The industry folk who come see it as an extension of the kind of conversations that you'd have at the bar with other bartenders - if you could pour a few drinks and not have to worry about serving other customers. Regular Tim Logan, bar manager at Blacktail agrees, "It's a good opportunity to chat with other geeks in the industry about trends and enjoy a cocktail or two. I've learned so much; during the Bar Book session, we did a comparison across gins - some had been infused under pressure with oak chips - and it was really interesting. It clearly put into perspective what the role of oak is in the palate and how it develops through the course of barrel aging - or in this case, chips in a nitrous whipper." He shoots me a geeky grin before heading behind the bar to make the next drink.
"That's definitely something that's changed over time," explains Jason. "At the beginning Kylie and I would do all the stuff and present to the group - but we've changed to make it more collaborative. We want it to become more of a group effort, I'd love it to become its own entity." Highlights over the past ten months of the Vancouver Bartender's Book Club include: Amy Steward Skyping in live for a session with her Drunken Botanist book, Champagne sabering with a Katana blade for the Widow Clicquot session and group gel clarification practice with Dave Arnold's Liquid Intelligence. "You get to build a collection of great books, and learn a bunch of new techniques - and not just from the book - but from other bartenders," enthuses Jason. "It's a great exchange of ideas and really helps with education."
"And it's a lot of fun!" chimes in Kylie. "It's definitely given me confidence to try new things. I've been wanting to get into the Canadian rainforest and explore what I can use from nature, Amy Stewart really helped with that.

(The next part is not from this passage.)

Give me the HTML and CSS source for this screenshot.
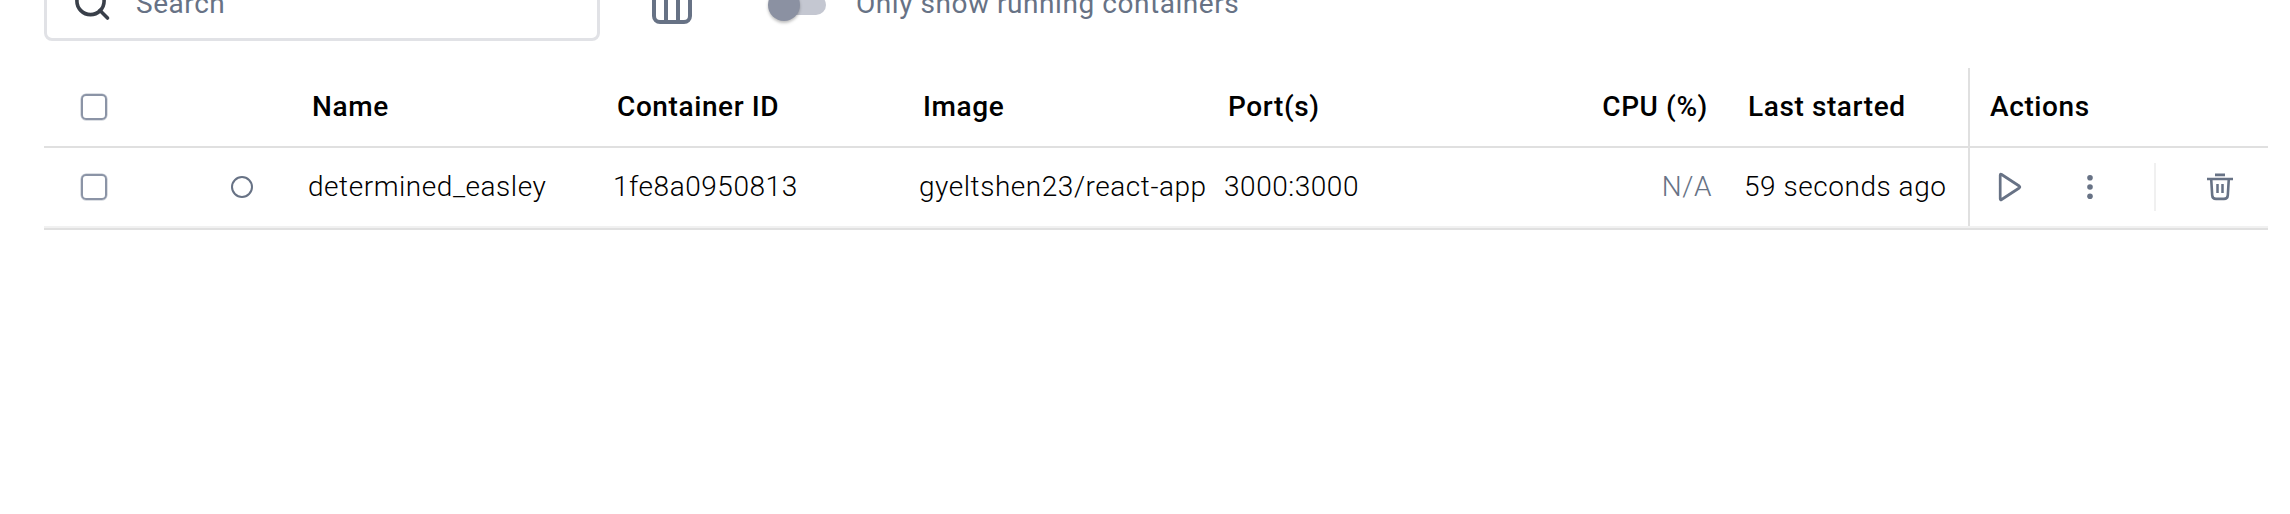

I've been doing foraging tours with Camille Flanjak and exploring obscure local botanicals to use in my drinks. It's amazing how much is out there. Everyone should do this."
1. Find a sympathetic cocktail bar with a private room or semi-private space. Hosting the book club can be a real win for a bar: if you have it on a night that's usually quiet, it'll drive business for them, also, they'll have the book on sale for the month beforehand which encourages customers to stay for a drink when they pick up a book.
2. Get support from your local spirit reps. We wanted the book club to be free and we also wanted to be able to make drinks from the books. One of the bars that we worked with also gave us some money to use for products and books. Everyone's been really helpful with this as they can see the bigger picture of growing cocktail culture and supporting bartender education.
3. Find a local book store and get them onboard. They can probably get a good rate for the books and might sell them to you at a discounted price as you'll be buying in bulk.
4. Spread the word through social media - if you have a Bartending Association they'll usually be happy to mail to its members. This is all about big picture stuff when it comes to growing your bartending community, especially if you're in a smaller town.
5. Have a charitable element. In Vancouver we collect for the BC Hospitality Foundation which helps out people in our profession if they get sick or can't work. It's a really valuable organisation and we're so proud of every cent that we send to them.